**Short exercise**
Begin at the first line of the data and copy each line through the one containing "directives = ['mcrypt.algorithms_dir', 'mcrypt.modes_dir'];", that line included, with no pictures.

=======

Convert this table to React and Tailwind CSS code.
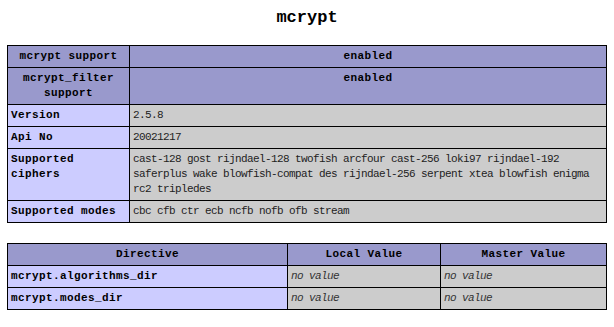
const mono = { fontFamily: '"Liberation Mono", "DejaVu Sans Mono", monospace' };

const rows = [
  ['Version', '2.5.8'],
  ['Api No', '20021217'],
  [
    'Supported ciphers',
    'cast-128 gost rijndael-128 twofish arcfour cast-256 loki97 rijndael-192 saferplus wake blowfish-compat des rijndael-256 serpent xtea blowfish enigma rc2 tripledes',
  ],
  ['Supported modes', 'cbc cfb ctr ecb ncfb nofb ofb stream'],
];

const directives = ['mcrypt.algorithms_dir', 'mcrypt.modes_dir'];

const cell = 'border border-black px-[3px] py-[3px] leading-[15px] align-baseline';
const h = `${cell} bg-[#9999cc] font-bold text-center text-[11px] tracking-[0.4px] text-black`;
const e = `${cell} bg-[#ccccff] font-bold text-left text-[11px] tracking-[0.4px] text-black`;
const v = `${cell} bg-[#cccccc] text-left text-[11px] tracking-[-0.6px] text-[#222]`;

export default function App() {
  return (
    <div className="w-[614px] h-[327px] bg-white overflow-hidden" style={mono}>
      <h2 className="text-center text-[17px] font-bold leading-[20px] pt-[8px] h-[45px] text-black">
        mcrypt
      </h2>

      <table className="mx-auto w-[600px] border-collapse table-fixed">
        <colgroup>
          <col className="w-[122px]" />
          <col />
        </colgroup>
        <tbody>
          <tr>
            <th className={h}>mcrypt support</th>
            <th className={h}>enabled</th>
          </tr>
          <tr>
            <th className={h}>mcrypt_filter support</th>
            <th className={h}>enabled</th>
          </tr>
          {rows.map(([k, val]) => (
            <tr key={k}>
              <td className={e}>{k}</td>
              <td className={v}>{val}</td>
            </tr>
          ))}
        </tbody>
      </table>

      <table className="mx-auto mt-[20px] w-[600px] border-collapse table-fixed">
        <colgroup>
          <col className="w-[280px]" />
          <col className="w-[153px]" />
          <col />
        </colgroup>
        <tbody>
          <tr>
            <th className={h}>Directive</th>
            <th className={h}>Local Value</th>
            <th className={h}>Master Value</th>
          </tr>
          {directives.map((d) => (
            <tr key={d}>
              <td className={e}>{d}</td>
              <td className={v}>
                <i className="text-[#333]">no value</i>
              </td>
              <td className={v}>
                <i className="text-[#333]">no value</i>
              </td>
            </tr>
          ))}
        </tbody>
      </table>
    </div>
  );
}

=======

**Reply to the exercise**
Convert this table to React and Tailwind CSS code.
const mono = { fontFamily: '"Liberation Mono", "DejaVu Sans Mono", monospace' };

const rows = [
  ['Version', '2.5.8'],
  ['Api No', '20021217'],
  [
    'Supported ciphers',
    'cast-128 gost rijndael-128 twofish arcfour cast-256 loki97 rijndael-192 saferplus wake blowfish-compat des rijndael-256 serpent xtea blowfish enigma rc2 tripledes',
  ],
  ['Supported modes', 'cbc cfb ctr ecb ncfb nofb ofb stream'],
];

const directives = ['mcrypt.algorithms_dir', 'mcrypt.modes_dir'];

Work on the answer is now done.